Une part importante du temps de travail sera occupée à adapter localement les « innovations ». Une autre consacrée au renseignement de différentes applications pour chaque élève : compétences,  comportement, certifications… Chaque élève aura son portefeuille (le port-folio) accessible aux formations qu’il souhaite suivre, voire à des employeurs.

Les disciplines au service des « dispositifs »

En Sixième, la suppression de la technologie laisse entendre qu’une discipline est interchangeable avec n’importe quel dispositif. L’heure d’approfondissement/soutien en mathématiques ou français permettrait désormais à qui le veut, professeurs des écoles ou de toute discipline, d’intervenir au mépris du statut et de la discipline, quitte à rompre la solidarité avec les collègues de technologie qui perdent leur poste. En Cinquième, la demi-journée « découverte des métiers », prise elle aussi sur les enseignements, suivra cette même règle sans que l’on sache à ce jour qui y laissera des heures disciplinaires. Les enseignant·es, polyvalent·es, sont appelés à  intervenir sur des domaines sans rapport avec leur discipline, après une formation rapide, parfois à distance, avec au besoin des fiches Eduscol. Ces domaines d’intervention (parcours, éducation à…) et leur contenu seront révisés régulièrement et donc instables d’une année à l’autre. Précariser les statuts, multiplier les changements pour défaire tout repère structurel et réglementaire sont les leviers du New-management qui fait tant de dégâts.

Le Pacte salarial contre le statut

Pour encourager des collègues à s’engager dans des dispositifs qu’ils réprouvent, le ministre abat une nouvelle carte : des indemnités contractuelles négociées avec le chef d’établissement. Le Pacte constituerait une mesure salariale à l’heure où les rémunérations décrochent, avec la contrainte de se mettre à disposition du chef d’établissement (remplacement en interne, orientation, participation aux dispositifs « innovants »…). Cela ouvre la possibilité de différencier les salaires sur la base d’engagement individuel, le plus souvent à l’encontre du travail collectif, à même de nous détourner du cœur de nos métiers.

Supprimer les concours et précariser le recrutement

Alors que le ministre théorise sur les jeunes collègues qui voudraient s’engager dans nos métiers pour dix ans tout au plus, la Cour des comptes préconise dans un récent rapport la fin des concours de recrutement. À la place, des CDD puis un CDI signés avec un chef d’établissement, idéal pour fixer aux nouveaux collègues des objectifs chiffrés en phase avec les attentes du moment. Avec des vademecum et guides, le chef d’établissement indiquera les bonnes pratiques pédagogiques aux collègues à défaut d’une formation solide et annoncera les critères d’évaluation.

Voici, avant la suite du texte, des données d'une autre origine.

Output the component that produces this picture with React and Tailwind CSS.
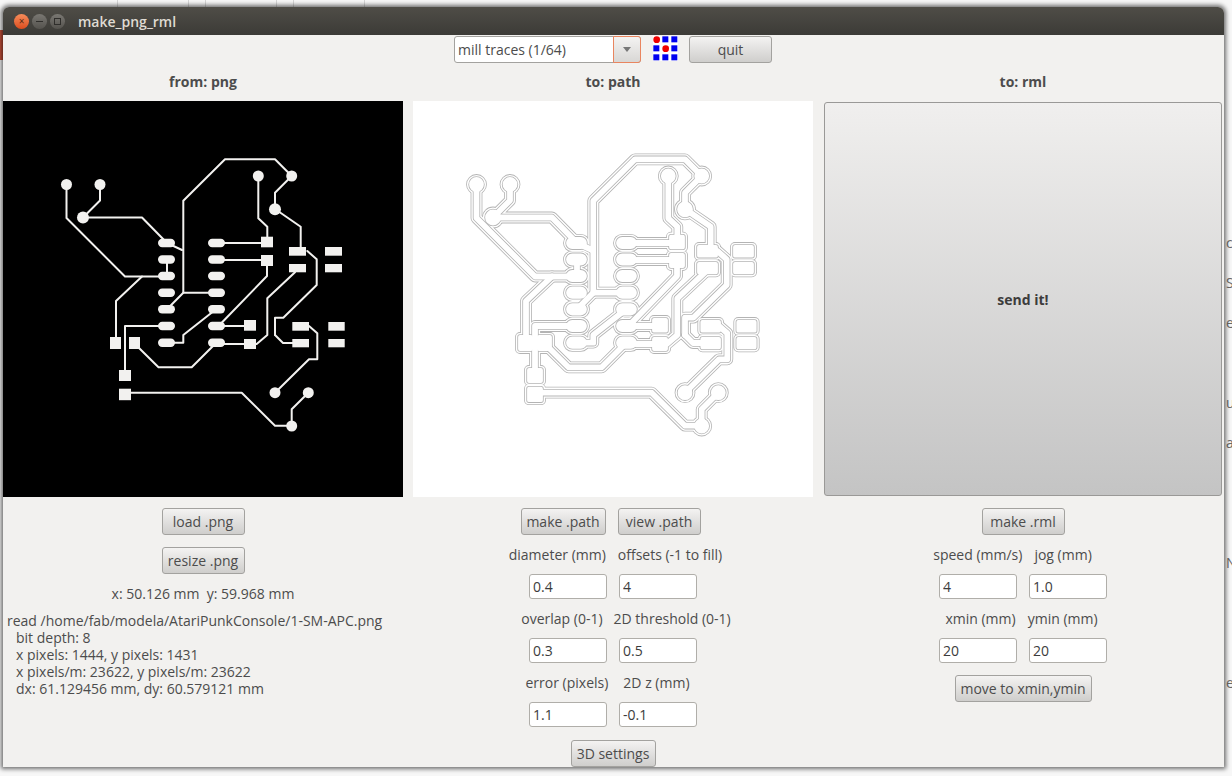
const TRACES = [
    'M100 184 V200.5 L83 217.5 H142 L167 243 L182 250',
    'M66.5 184.5 V218 L125 276.5 H167',
    'M167 259.5 V276',
    'M142 276.5 L116 301 V340',
    'M125 372 V326 H167',
    'M138 347 L158.5 367.3 H191.7 L216 343',
    'M125 392.7 H241.7 L275 425.7 H291.7 V409.3 L308.3 392.7',
    'M275 392.7 L309 359.3 H317.3 V333.3 L309 326',
    'M275 335 V317.7 H283.3 L316.7 285 V259.3 L307.3 251',
    'M275 335 L283 343 H295',
    'M295 272.3 L267.3 298.3 V335 L256.7 344 H216',
    'M267 262 V276 L221.7 322.7',
    'M216 326 H250',
    'M216 243 H267',
    'M216 260 H267',
    'M258.3 176 V218.3 L267.3 226.7 V240',
    'M291.7 176 L275 192.7 V209 L300.7 226.7 V250',
    'M291.7 176 L275 159.3 H225 L183.3 200.7 V292.7 H216',
    'M183.3 292.7 L167 309.3',
    'M216 309.3 L183.3 335 V342.7 H167',
];

const CIRCLES = [
    [66.5, 184.5, 5.5],
    [100, 184.5, 5.5],
    [83, 217.5, 6],
    [258.3, 176, 5.5],
    [291.7, 176, 5.5],
    [275, 209.3, 6],
    [275, 392.7, 5.5],
    [308.3, 392.7, 5.5],
    [291.7, 426, 5.5],
];

const SQUARES = [
    [110, 337, 11, 12],
    [129, 337, 11, 12],
    [119, 370, 12, 11],
    [119, 388.7, 12, 11.5],
    [261, 236.7, 12, 10.6],
    [261, 255, 12, 11],
    [244, 320, 12, 10.7],
    [244, 339, 12, 10],
    [289, 247, 17, 8.7],
    [289, 264, 17, 8.3],
    [325, 247, 17, 8.7],
    [325, 264, 17, 8.3],
    [292.3, 322, 16.7, 8.7],
    [292.3, 339, 16.7, 8.3],
    [328.3, 322, 16.4, 8.7],
    [328.3, 339, 16.4, 8.3],
];

const SOIC_ROWS = [243, 259.5, 276, 292.7, 309.3, 326, 342.7];

function Board({ grow, color }) {
    return (
        <g stroke={color} fill={color} strokeLinejoin="round" strokeLinecap="round">
            {TRACES.map((d) => (
                <path key={d} d={d} fill="none" strokeWidth={2 + grow * 2} />
            ))}
            {CIRCLES.map(([cx, cy, r]) => (
                <circle key={`${cx}-${cy}`} cx={cx} cy={cy} r={r} strokeWidth={grow * 2} />
            ))}
            {SQUARES.map(([x, y, w, h]) => (
                <rect key={`${x}-${y}`} x={x} y={y} width={w} height={h} strokeWidth={grow * 2} />
            ))}
            {SOIC_ROWS.map((y) => (
                <g key={y}>
                    <rect x="158" y={y - 4.2} width="17" height="8.4" rx="4.2" strokeWidth={grow * 2} />
                    <rect x="208" y={y - 4.2} width="17" height="8.4" rx="4.2" strokeWidth={grow * 2} />
                </g>
            ))}
        </g>
    );
}

function Png() {
    return (
        <svg width="400" height="396" viewBox="3 101 400 396" className="block bg-black">
            <Board grow={0} color="#f2f1ef" />
        </svg>
    );
}

function PathPreview() {
    return (
        <svg width="400" height="396" viewBox="3 101 400 396" className="block bg-white">
            <Board grow={4.9} color="#b4b4b4" />
            <Board grow={4.1} color="#ffffff" />
            <Board grow={2.7} color="#b4b4b4" />
            <Board grow={1.9} color="#ffffff" />
        </svg>
    );
}

function Logo() {
    const blue = [
        [27, 0],
        [54, 0],
        [0, 27],
        [54, 27],
        [0, 54],
        [27, 54],
        [54, 54],
    ];

    return (
        <svg width="25" height="25" viewBox="0 0 75 75" className="block bg-white">
            {blue.map(([x, y]) => (
                <rect key={`${x}-${y}`} x={x + 1} y={y + 1} width="18" height="18" fill="#0000f0" />
            ))}
            <circle cx="11" cy="11" r="10" fill="#f00000" />
            <circle cx="38" cy="38" r="10" fill="#f00000" />
        </svg>
    );
}

function Btn({ children, className = '' }) {
    return (
        <button
            type="button"
            className={`h-[27px] rounded-[3px] border border-[#a3a29f] bg-gradient-to-b from-[#f4f3f2] to-[#cfcecc] text-[14px] text-[#4c4c4c] ${className}`}
        >
            {children}
        </button>
    );
}

function Field({ value }) {
    return (
        <input
            type="text"
            readOnly
            value={value}
            className="h-[25px] w-[78px] rounded-[3px] border border-[#b0aea9] bg-white px-[3px] text-[14px] text-[#3c3c3c] outline-none"
        />
    );
}

function Labels({ left, right, className }) {
    return (
        <div className={`mt-[10px] flex h-[20px] items-center justify-center leading-[20px] ${className}`}>
            <span>{left}</span>
            <span>{right}</span>
        </div>
    );
}

function Fields({ left, right, className }) {
    return (
        <div className={`mt-[9px] flex justify-center gap-[12px] ${className}`}>
            <Field value={left} />
            <Field value={right} />
        </div>
    );
}

function Heading({ children }) {
    return (
        <div className="h-[20px] text-center text-[14px] font-bold leading-[20px] text-[#4c4c4c]">
            {children}
        </div>
    );
}

function Backdrop() {
    return (
        <div className="absolute inset-0 overflow-hidden bg-[#f7f7f7] text-[14px] text-[#6a6a6a]">
            <div className="flex h-[7px] pl-[117px]">
                <div className="w-[71px] border-l border-[#d5d5d5]" />
                <div className="w-[17px] border-l border-[#d5d5d5]" />
                <div className="w-[71px] border-l border-[#d5d5d5]" />
                <div className="w-[17px] border-l border-[#d5d5d5]" />
                <div className="w-[72px] border-x border-[#d5d5d5]" />
            </div>
            <div className="absolute left-0 top-[30px] h-[30px] w-[3px] bg-[#c8523a]" />
            <div className="absolute right-[-2px] top-0 flex h-full w-[8px] flex-col">
                <span className="mt-[232px] h-[40px]">cc</span>
                <span className="h-[40px]">S</span>
                <span className="h-[80px]">es</span>
                <span className="h-[40px]">u</span>
                <span className="h-[120px]">a</span>
                <span className="h-[120px]">N</span>
                <span className="h-[40px]">e</span>
            </div>
        </div>
    );
}

export default function App() {
    return (
        <div
            className="relative h-[776px] w-[1232px] overflow-hidden"
            style={{ fontFamily: '"Open Sans", "Noto Sans", sans-serif' }}
        >
            <Backdrop />

            <div className="absolute left-[3px] top-[7px] flex h-[760px] w-[1221px] flex-col overflow-hidden rounded-t-[6px] bg-[#f2f1ef] shadow-[0_0_4px_2px_rgba(0,0,0,0.55)]">
                <div className="flex h-[28px] shrink-0 items-center bg-gradient-to-b from-[#4f4d47] to-[#3c3b37] pl-[11px]">
                    <span className="flex h-[15px] w-[15px] items-center justify-center rounded-full bg-gradient-to-b from-[#f58c5a] to-[#dc4c1c] text-[10px] leading-none text-[#5a2a14]">
                        ×
                    </span>
                    <span className="ml-[3px] flex h-[15px] w-[15px] items-center justify-center rounded-full bg-gradient-to-b from-[#7a7873] to-[#55534e]">
                        <span className="h-[1px] w-[7px] bg-[#2f2e2b]" />
                    </span>
                    <span className="ml-[3px] flex h-[15px] w-[15px] items-center justify-center rounded-full bg-gradient-to-b from-[#7a7873] to-[#55534e]">
                        <span className="h-[7px] w-[7px] border border-[#2f2e2b]" />
                    </span>
                    <span className="ml-[13px] text-[14px] font-semibold text-[#dfdbd2]">
                        make_png_rml
                    </span>
                </div>

                <div className="mt-[1px] flex h-[27px] shrink-0 pl-[451px]">
                    <div className="flex h-[27px] w-[187px] rounded-[3px] border border-[#a3a29f] bg-white">
                        <span className="flex-1 pl-[3px] text-[14px] leading-[25px] text-[#4c4c4c]">
                            mill traces (1/64)
                        </span>
                        <span className="-my-[1px] -mr-[1px] flex w-[28px] items-center justify-center rounded-r-[3px] border border-[#e9855f] bg-gradient-to-b from-[#f4f3f2] to-[#d8d7d5]">
                            <span className="h-0 w-0 border-x-[4px] border-t-[5px] border-x-transparent border-t-[#777]" />
                        </span>
                    </div>
                    <div className="ml-[12px]">
                        <Logo />
                    </div>
                    <Btn className="ml-[11px] w-[83px]">quit</Btn>
                </div>

                <div className="mt-[9px] flex">
                    <div className="flex w-[400px] flex-col items-center">
                        <Heading>from: png</Heading>
                        <div className="mt-[9px]">
                            <Png />
                        </div>
                        <Btn className="mt-[11px] w-[83px]">load .png</Btn>
                        <Btn className="mt-[12px] w-[83px]">resize .png</Btn>
                        <div className="mt-[10px] h-[20px] text-[14px] leading-[20px] text-[#4c4c4c]">
                            x: 50.126 mm&nbsp;&nbsp;y: 59.968 mm
                        </div>
                        <div className="mt-[8px] w-full pl-[4px] text-[14px] leading-[17px] text-[#4c4c4c]">
                            <div>read /home/fab/modela/AtariPunkConsole/1-SM-APC.png</div>
                            <div className="pl-[9px]">
                                <div>bit depth: 8</div>
                                <div>x pixels: 1444, y pixels: 1431</div>
                                <div>x pixels/m: 23622, y pixels/m: 23622</div>
                                <div>dx: 61.129456 mm, dy: 60.579121 mm</div>
                            </div>
                        </div>
                    </div>

                    <div className="ml-[10px] flex w-[400px] flex-col text-[14px] text-[#4c4c4c]">
                        <Heading>to: path</Heading>
                        <div className="mt-[9px]">
                            <PathPreview />
                        </div>
                        <div className="mt-[11px] flex justify-center gap-[12px] pr-[5px]">
                            <Btn className="w-[85px]">make .path</Btn>
                            <Btn className="w-[83px]">view .path</Btn>
                        </div>
                        <Labels left="diameter (mm)" right="offsets (-1 to fill)" className="gap-[12px] pl-[5px]" />
                        <Fields left="0.4" right="4" className="gap-[12px]" />
                        <Labels left="overlap (0-1)" right="2D threshold (0-1)" className="gap-[11px] pl-[26px]" />
                        <Fields left="0.3" right="0.5" className="gap-[12px]" />
                        <Labels left="error (pixels)" right="2D z (mm)" className="gap-[15px] pr-[11px]" />
                        <Fields left="1.1" right="-0.1" className="gap-[12px]" />
                        <div className="mt-[13px] flex justify-center">
                            <Btn className="w-[85px]">3D settings</Btn>
                        </div>
                    </div>

                    <div className="ml-[11px] flex w-[398px] flex-col items-stretch text-[14px] text-[#4c4c4c]">
                        <Heading>to: rml</Heading>
                        <button
                            type="button"
                            className="mt-[10px] h-[394px] w-[398px] rounded-[3px] border border-[#9a9997] bg-gradient-to-b from-[#f0efee] to-[#c4c4c4] text-[14px] font-bold text-[#3c3c3c]"
                        >
                            send it!
                        </button>
                        <div className="mt-[12px] flex justify-center">
                            <Btn className="w-[83px]">make .rml</Btn>
                        </div>
                        <Labels left="speed (mm/s)" right="jog (mm)" className="gap-[12px] pr-[21px]" />
                        <Fields left="4" right="1.0" className="pr-[0px]" />
                        <Labels left="xmin (mm)" right="ymin (mm)" className="gap-[12px] pr-[3px]" />
                        <Fields left="20" right="20" className="pr-[0px]" />
                        <div className="mt-[12px] flex justify-center">
                            <Btn className="w-[137px]">move to xmin,ymin</Btn>
                        </div>
                    </div>
                </div>
            </div>
        </div>
    );
}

Mais au lycée, le PLE a échoué !

Des proviseurs ont tenté de mettre au pas les enseignant·es sur l’évaluation des élèves en rédigeant des PLE (projets locaux d’évaluation) à l’aide d’un guide d’accompagnement de l’inspection. Le SNES-FSU a organisé la résistance avec les collègues et deux ans plus tard, les PLE rassemble uniquement les principes généraux sur l’évaluation, sans qu’aucune mesure ne pèse véritablement sur la liberté pédagogique.

Résister et dire non

L’accélération des derniers mois devrait rendre la logique d’ensemble visible à tous, au point que le caractère épars des divers éléments et les habituels discours ne la camoufleront plus : l’instauration d’une école préparant essentiellement les élèves à être des travailleurs flexibles, adaptables au marché du travail et aux demandes des entreprises, ayant intégré des normes comportementales et « entrepreneurs d’eux-mêmes » pour les meilleurs. L’idéal d’émancipation ou la formation de citoyen·nes éclairé·es est loin, le besoin de personnels hautement qualifiés, formés et payés aussi. Mais la chute n’est pas écrite : luttons pour nos métiers, nos qualifications, nos salaires avec le même élan solidaire qui nous anime pour défendre nos retraites.